### [WHAT YOU ARE ASKED TO DO]
Exactly as they appear, output all of the records. Skip any images.

### [RECORDS FOR THIS TASK]
§
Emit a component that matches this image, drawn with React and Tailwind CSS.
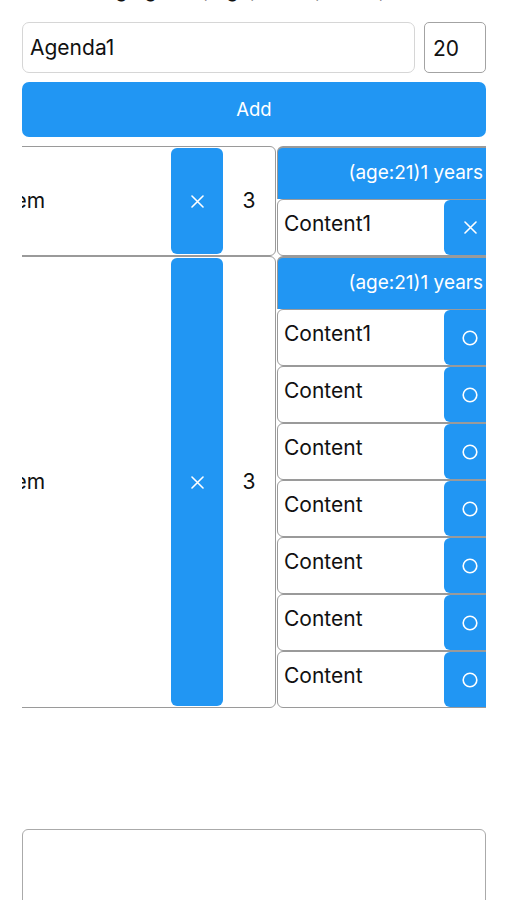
import React from "react";

function XIcon() {
  return (
    <svg width="13" height="13" viewBox="0 0 13 13" fill="none">
      <path d="M1 1L12 12M12 1L1 12" stroke="white" strokeWidth="1.6" strokeLinecap="round" />
    </svg>
  );
}

function CircleIcon() {
  return (
    <svg width="16" height="16" viewBox="0 0 16 16" fill="none">
      <circle cx="8" cy="8" r="6.8" stroke="white" strokeWidth="1.6" />
    </svg>
  );
}

function ContentRow({ text, icon }) {
  return (
    <div className="flex h-[57px] shrink-0 rounded-[6px] border border-[#9a9a9a] bg-white">
      <div className="flex flex-1 items-center pb-[8px] pl-[6px] text-[21px] leading-[24px] text-[#111]">
        {text}
      </div>
      <div className="flex w-[52px] items-center justify-center rounded-l-[6px] bg-[#2196f3]">
        {icon === "x" ? <XIcon /> : <CircleIcon />}
      </div>
    </div>
  );
}

function Row({ contents, icon }) {
  return (
    <div className="flex items-stretch">
      <div className="flex w-[266px] shrink-0 rounded-[6px] border border-[#9a9a9a] bg-white">
        <div className="flex w-[160px] items-center overflow-hidden text-[21px] leading-[24px] text-[#111]">
          <span className="-ml-[9px]">Item</span>
        </div>
        <div className="my-[1px] flex w-[52px] items-center justify-center rounded-[6px] bg-[#2196f3]">
          <XIcon />
        </div>
        <div className="flex w-[52px] items-center justify-center text-[21px] leading-[24px] text-[#111]">3</div>
      </div>
      <div className="ml-[1px] flex w-[220px] shrink-0 flex-col">
        <div className="flex h-[53px] items-center justify-end rounded-tl-[6px] border-t-2 border-l border-[#9a9a9a] bg-[#2196f3] pr-[14px] text-[19px] text-white">
          (age:21)1 years
        </div>
        {contents.map((c, i) => (
          <ContentRow key={i} text={c} icon={icon} />
        ))}
      </div>
    </div>
  );
}

export default function App() {
  return (
    <div className="h-[900px] overflow-hidden bg-white pl-[22px] pr-[21px] font-['Inter',sans-serif] text-[#111]">
      <div className="-mt-[22px] h-[24px] whitespace-nowrap text-center text-[20px] leading-[24px] text-[#111]">
        Drag agenda, age, count, name, <span className="text-[#2196f3]">Edit</span>
      </div>
      <div className="mt-[20px] flex h-[51px] gap-[9px]">
        <div className="flex flex-1 items-center rounded-[7px] border border-[#d6d6d6] px-[7px] text-[21px] leading-[24px]">
          Agenda1
        </div>
        <div className="flex w-[62px] items-center rounded-[5px] border-[1.5px] border-[#a3a3a3] pl-[8px] pt-[2px] text-[21px] leading-[24px]">
          20
        </div>
      </div>
      <div className="mt-[9px] flex h-[55px] items-center justify-center rounded-[7px] bg-[#2196f3] text-[18.5px] text-white">
        Add
      </div>
      <div className="mt-[9px] w-[464px] overflow-hidden">
        <div className="-ml-[12px] flex w-[520px] flex-col">
          <Row contents={["Content1"]} icon="x" />
          <Row
            contents={["Content1", "Content", "Content", "Content", "Content", "Content", "Content"]}
            icon="o"
          />
        </div>
      </div>
      <div className="mt-[121px] h-[100px] rounded-[6px] border-[1.5px] border-[#aaaaaa]" />
    </div>
  );
}
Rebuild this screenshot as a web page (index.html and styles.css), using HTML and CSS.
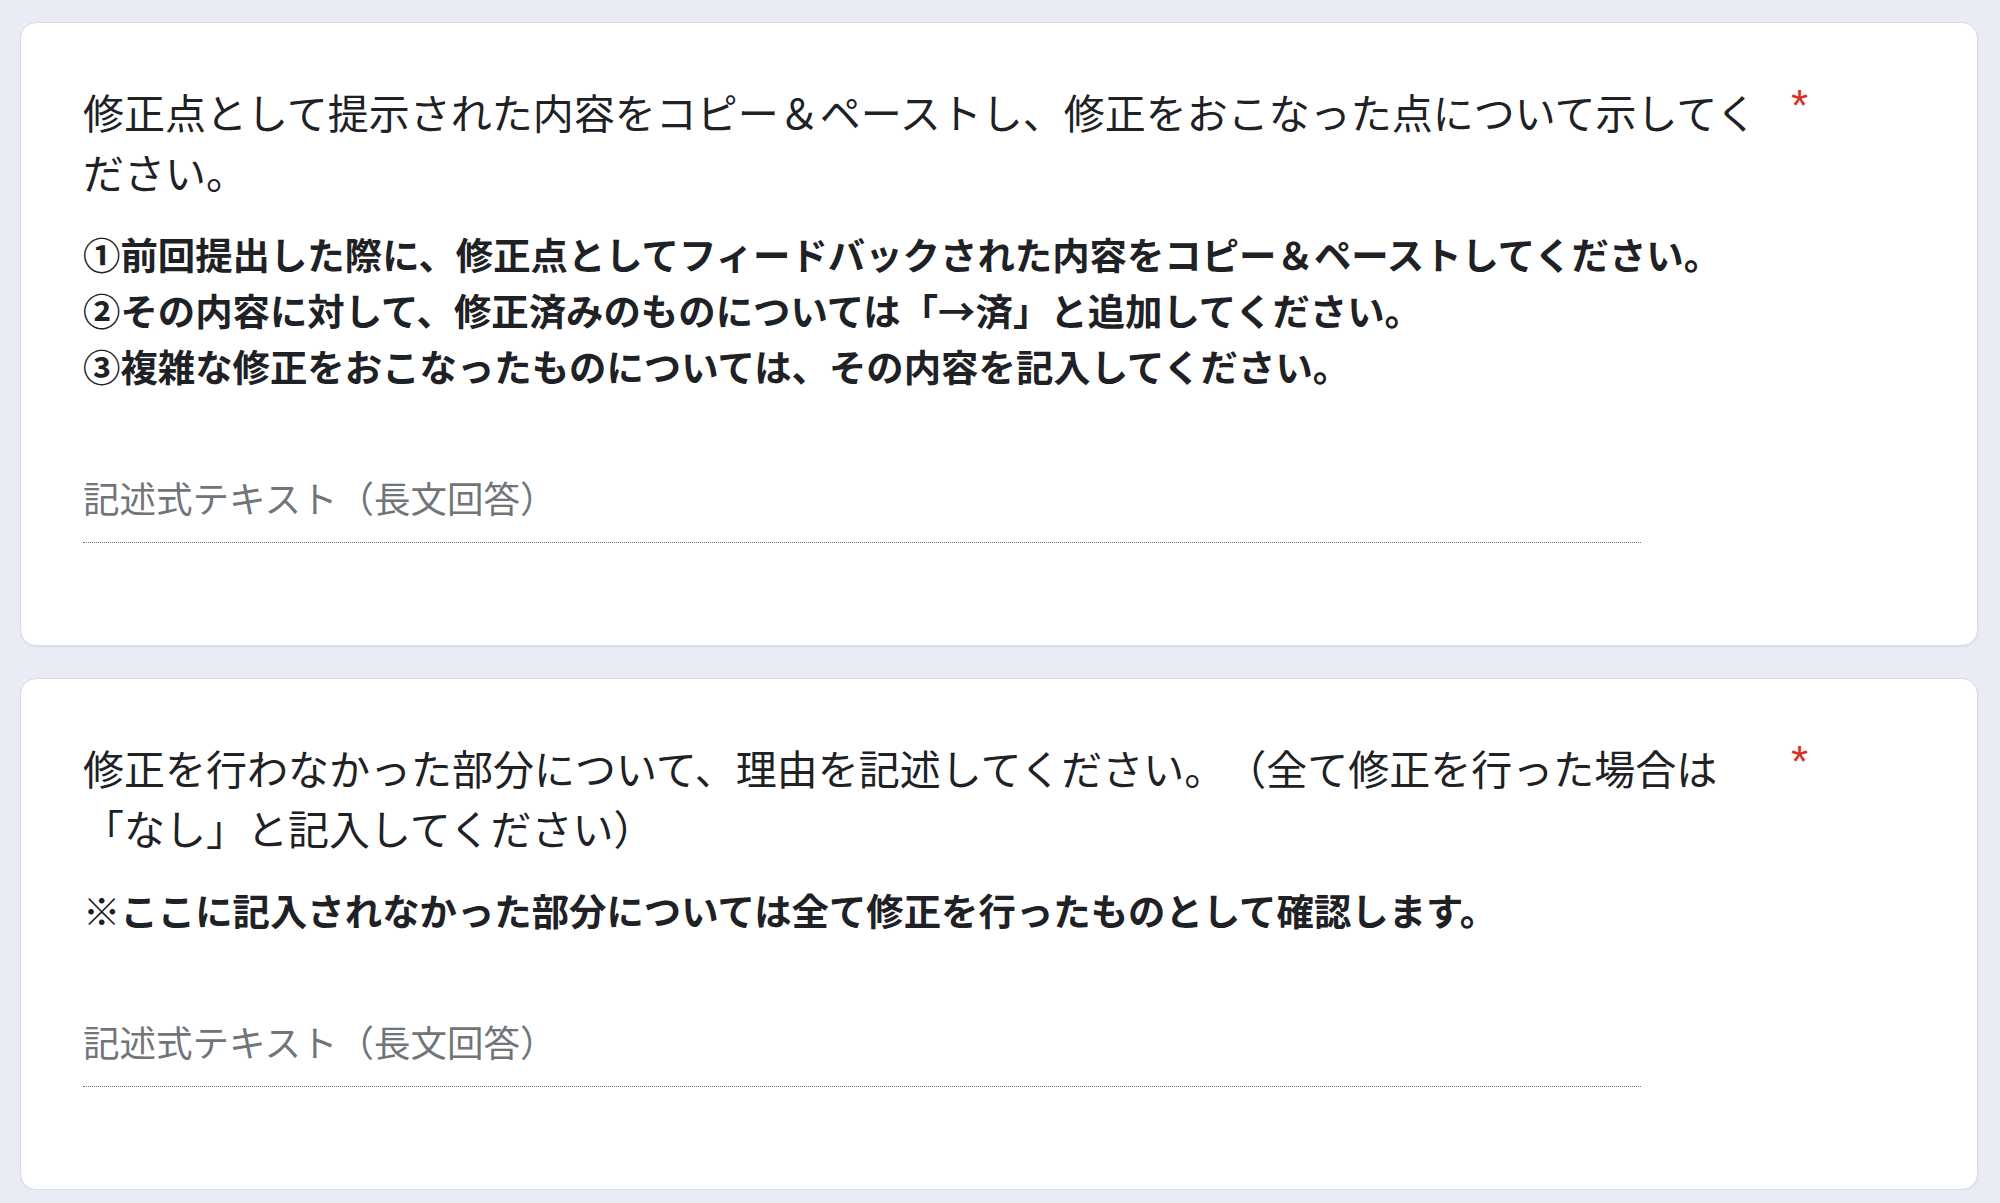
§
### [EXPECTED ANSWER]
Emit a component that matches this image, drawn with React and Tailwind CSS.
import React from "react";

function XIcon() {
  return (
    <svg width="13" height="13" viewBox="0 0 13 13" fill="none">
      <path d="M1 1L12 12M12 1L1 12" stroke="white" strokeWidth="1.6" strokeLinecap="round" />
    </svg>
  );
}

function CircleIcon() {
  return (
    <svg width="16" height="16" viewBox="0 0 16 16" fill="none">
      <circle cx="8" cy="8" r="6.8" stroke="white" strokeWidth="1.6" />
    </svg>
  );
}

function ContentRow({ text, icon }) {
  return (
    <div className="flex h-[57px] shrink-0 rounded-[6px] border border-[#9a9a9a] bg-white">
      <div className="flex flex-1 items-center pb-[8px] pl-[6px] text-[21px] leading-[24px] text-[#111]">
        {text}
      </div>
      <div className="flex w-[52px] items-center justify-center rounded-l-[6px] bg-[#2196f3]">
        {icon === "x" ? <XIcon /> : <CircleIcon />}
      </div>
    </div>
  );
}

function Row({ contents, icon }) {
  return (
    <div className="flex items-stretch">
      <div className="flex w-[266px] shrink-0 rounded-[6px] border border-[#9a9a9a] bg-white">
        <div className="flex w-[160px] items-center overflow-hidden text-[21px] leading-[24px] text-[#111]">
          <span className="-ml-[9px]">Item</span>
        </div>
        <div className="my-[1px] flex w-[52px] items-center justify-center rounded-[6px] bg-[#2196f3]">
          <XIcon />
        </div>
        <div className="flex w-[52px] items-center justify-center text-[21px] leading-[24px] text-[#111]">3</div>
      </div>
      <div className="ml-[1px] flex w-[220px] shrink-0 flex-col">
        <div className="flex h-[53px] items-center justify-end rounded-tl-[6px] border-t-2 border-l border-[#9a9a9a] bg-[#2196f3] pr-[14px] text-[19px] text-white">
          (age:21)1 years
        </div>
        {contents.map((c, i) => (
          <ContentRow key={i} text={c} icon={icon} />
        ))}
      </div>
    </div>
  );
}

export default function App() {
  return (
    <div className="h-[900px] overflow-hidden bg-white pl-[22px] pr-[21px] font-['Inter',sans-serif] text-[#111]">
      <div className="-mt-[22px] h-[24px] whitespace-nowrap text-center text-[20px] leading-[24px] text-[#111]">
        Drag agenda, age, count, name, <span className="text-[#2196f3]">Edit</span>
      </div>
      <div className="mt-[20px] flex h-[51px] gap-[9px]">
        <div className="flex flex-1 items-center rounded-[7px] border border-[#d6d6d6] px-[7px] text-[21px] leading-[24px]">
          Agenda1
        </div>
        <div className="flex w-[62px] items-center rounded-[5px] border-[1.5px] border-[#a3a3a3] pl-[8px] pt-[2px] text-[21px] leading-[24px]">
          20
        </div>
      </div>
      <div className="mt-[9px] flex h-[55px] items-center justify-center rounded-[7px] bg-[#2196f3] text-[18.5px] text-white">
        Add
      </div>
      <div className="mt-[9px] w-[464px] overflow-hidden">
        <div className="-ml-[12px] flex w-[520px] flex-col">
          <Row contents={["Content1"]} icon="x" />
          <Row
            contents={["Content1", "Content", "Content", "Content", "Content", "Content", "Content"]}
            icon="o"
          />
        </div>
      </div>
      <div className="mt-[121px] h-[100px] rounded-[6px] border-[1.5px] border-[#aaaaaa]" />
    </div>
  );
}
Rebuild this screenshot as a web page (index.html and styles.css), using HTML and CSS.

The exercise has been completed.